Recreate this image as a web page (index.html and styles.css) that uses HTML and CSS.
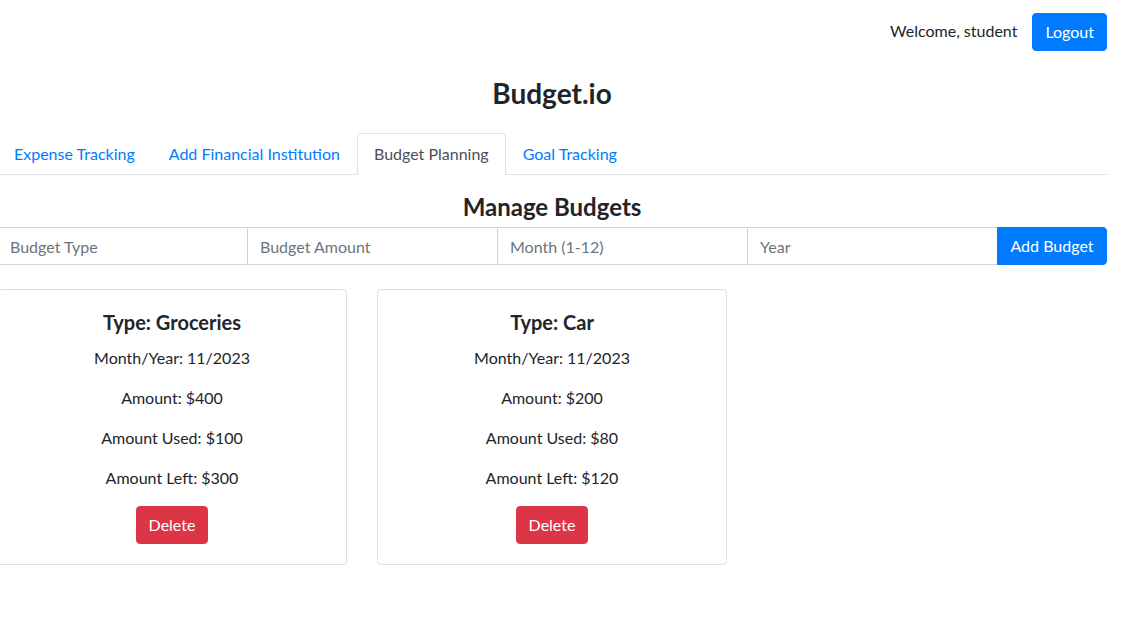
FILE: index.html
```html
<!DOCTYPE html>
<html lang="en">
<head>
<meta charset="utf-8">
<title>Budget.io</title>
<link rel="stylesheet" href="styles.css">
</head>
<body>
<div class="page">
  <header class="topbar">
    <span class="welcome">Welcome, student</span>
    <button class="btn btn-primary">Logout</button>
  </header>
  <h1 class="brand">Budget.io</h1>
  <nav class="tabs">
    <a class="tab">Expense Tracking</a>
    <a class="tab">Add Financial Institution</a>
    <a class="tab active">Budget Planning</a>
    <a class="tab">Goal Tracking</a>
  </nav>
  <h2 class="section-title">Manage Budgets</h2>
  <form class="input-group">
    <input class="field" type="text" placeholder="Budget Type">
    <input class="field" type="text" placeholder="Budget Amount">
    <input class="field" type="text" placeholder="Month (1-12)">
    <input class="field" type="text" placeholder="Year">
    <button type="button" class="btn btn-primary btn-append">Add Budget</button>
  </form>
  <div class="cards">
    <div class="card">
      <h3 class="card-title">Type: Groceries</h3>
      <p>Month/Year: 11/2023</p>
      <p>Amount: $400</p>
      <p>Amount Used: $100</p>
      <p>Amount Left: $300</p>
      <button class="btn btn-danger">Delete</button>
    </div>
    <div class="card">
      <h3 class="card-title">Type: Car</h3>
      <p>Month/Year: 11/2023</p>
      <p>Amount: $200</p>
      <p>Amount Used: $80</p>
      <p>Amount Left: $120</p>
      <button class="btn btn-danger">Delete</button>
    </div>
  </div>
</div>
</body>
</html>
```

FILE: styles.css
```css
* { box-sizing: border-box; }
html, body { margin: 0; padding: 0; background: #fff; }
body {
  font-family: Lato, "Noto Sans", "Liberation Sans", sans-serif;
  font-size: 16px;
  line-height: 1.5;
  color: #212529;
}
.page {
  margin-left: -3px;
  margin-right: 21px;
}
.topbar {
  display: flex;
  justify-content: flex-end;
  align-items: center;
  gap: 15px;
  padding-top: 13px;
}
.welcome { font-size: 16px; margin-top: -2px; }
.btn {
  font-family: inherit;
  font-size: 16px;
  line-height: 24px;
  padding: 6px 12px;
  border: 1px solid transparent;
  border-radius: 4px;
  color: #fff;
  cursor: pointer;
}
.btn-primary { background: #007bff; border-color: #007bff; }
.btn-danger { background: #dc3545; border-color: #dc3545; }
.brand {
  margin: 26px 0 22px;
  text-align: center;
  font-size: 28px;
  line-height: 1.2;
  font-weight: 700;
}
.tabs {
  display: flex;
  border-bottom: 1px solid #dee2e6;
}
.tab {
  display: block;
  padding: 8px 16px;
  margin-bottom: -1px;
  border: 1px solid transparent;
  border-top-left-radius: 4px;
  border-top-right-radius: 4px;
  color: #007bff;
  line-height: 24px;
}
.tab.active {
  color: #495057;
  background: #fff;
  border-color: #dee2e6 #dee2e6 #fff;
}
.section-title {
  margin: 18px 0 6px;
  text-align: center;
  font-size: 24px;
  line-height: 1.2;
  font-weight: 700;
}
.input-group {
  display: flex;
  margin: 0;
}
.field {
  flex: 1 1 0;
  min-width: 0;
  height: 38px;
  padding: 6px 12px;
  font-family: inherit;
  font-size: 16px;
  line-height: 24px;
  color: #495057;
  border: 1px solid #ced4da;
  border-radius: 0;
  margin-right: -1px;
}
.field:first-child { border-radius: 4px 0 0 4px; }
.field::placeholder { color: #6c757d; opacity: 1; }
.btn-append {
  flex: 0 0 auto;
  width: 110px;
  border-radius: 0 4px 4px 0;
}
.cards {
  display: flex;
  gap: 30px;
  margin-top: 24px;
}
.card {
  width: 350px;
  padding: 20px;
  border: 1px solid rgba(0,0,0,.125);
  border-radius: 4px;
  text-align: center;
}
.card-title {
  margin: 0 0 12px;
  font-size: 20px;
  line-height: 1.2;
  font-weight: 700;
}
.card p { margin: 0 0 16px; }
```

### Short problem:
Quote the material in full and exactly; do not carry over its pictures.

### Correct answer:
Recreate this image as a web page (index.html and styles.css) that uses HTML and CSS.
FILE: index.html
```html
<!DOCTYPE html>
<html lang="en">
<head>
<meta charset="utf-8">
<title>Budget.io</title>
<link rel="stylesheet" href="styles.css">
</head>
<body>
<div class="page">
  <header class="topbar">
    <span class="welcome">Welcome, student</span>
    <button class="btn btn-primary">Logout</button>
  </header>
  <h1 class="brand">Budget.io</h1>
  <nav class="tabs">
    <a class="tab">Expense Tracking</a>
    <a class="tab">Add Financial Institution</a>
    <a class="tab active">Budget Planning</a>
    <a class="tab">Goal Tracking</a>
  </nav>
  <h2 class="section-title">Manage Budgets</h2>
  <form class="input-group">
    <input class="field" type="text" placeholder="Budget Type">
    <input class="field" type="text" placeholder="Budget Amount">
    <input class="field" type="text" placeholder="Month (1-12)">
    <input class="field" type="text" placeholder="Year">
    <button type="button" class="btn btn-primary btn-append">Add Budget</button>
  </form>
  <div class="cards">
    <div class="card">
      <h3 class="card-title">Type: Groceries</h3>
      <p>Month/Year: 11/2023</p>
      <p>Amount: $400</p>
      <p>Amount Used: $100</p>
      <p>Amount Left: $300</p>
      <button class="btn btn-danger">Delete</button>
    </div>
    <div class="card">
      <h3 class="card-title">Type: Car</h3>
      <p>Month/Year: 11/2023</p>
      <p>Amount: $200</p>
      <p>Amount Used: $80</p>
      <p>Amount Left: $120</p>
      <button class="btn btn-danger">Delete</button>
    </div>
  </div>
</div>
</body>
</html>
```

FILE: styles.css
```css
* { box-sizing: border-box; }
html, body { margin: 0; padding: 0; background: #fff; }
body {
  font-family: Lato, "Noto Sans", "Liberation Sans", sans-serif;
  font-size: 16px;
  line-height: 1.5;
  color: #212529;
}
.page {
  margin-left: -3px;
  margin-right: 21px;
}
.topbar {
  display: flex;
  justify-content: flex-end;
  align-items: center;
  gap: 15px;
  padding-top: 13px;
}
.welcome { font-size: 16px; margin-top: -2px; }
.btn {
  font-family: inherit;
  font-size: 16px;
  line-height: 24px;
  padding: 6px 12px;
  border: 1px solid transparent;
  border-radius: 4px;
  color: #fff;
  cursor: pointer;
}
.btn-primary { background: #007bff; border-color: #007bff; }
.btn-danger { background: #dc3545; border-color: #dc3545; }
.brand {
  margin: 26px 0 22px;
  text-align: center;
  font-size: 28px;
  line-height: 1.2;
  font-weight: 700;
}
.tabs {
  display: flex;
  border-bottom: 1px solid #dee2e6;
}
.tab {
  display: block;
  padding: 8px 16px;
  margin-bottom: -1px;
  border: 1px solid transparent;
  border-top-left-radius: 4px;
  border-top-right-radius: 4px;
  color: #007bff;
  line-height: 24px;
}
.tab.active {
  color: #495057;
  background: #fff;
  border-color: #dee2e6 #dee2e6 #fff;
}
.section-title {
  margin: 18px 0 6px;
  text-align: center;
  font-size: 24px;
  line-height: 1.2;
  font-weight: 700;
}
.input-group {
  display: flex;
  margin: 0;
}
.field {
  flex: 1 1 0;
  min-width: 0;
  height: 38px;
  padding: 6px 12px;
  font-family: inherit;
  font-size: 16px;
  line-height: 24px;
  color: #495057;
  border: 1px solid #ced4da;
  border-radius: 0;
  margin-right: -1px;
}
.field:first-child { border-radius: 4px 0 0 4px; }
.field::placeholder { color: #6c757d; opacity: 1; }
.btn-append {
  flex: 0 0 auto;
  width: 110px;
  border-radius: 0 4px 4px 0;
}
.cards {
  display: flex;
  gap: 30px;
  margin-top: 24px;
}
.card {
  width: 350px;
  padding: 20px;
  border: 1px solid rgba(0,0,0,.125);
  border-radius: 4px;
  text-align: center;
}
.card-title {
  margin: 0 0 12px;
  font-size: 20px;
  line-height: 1.2;
  font-weight: 700;
}
.card p { margin: 0 0 16px; }
```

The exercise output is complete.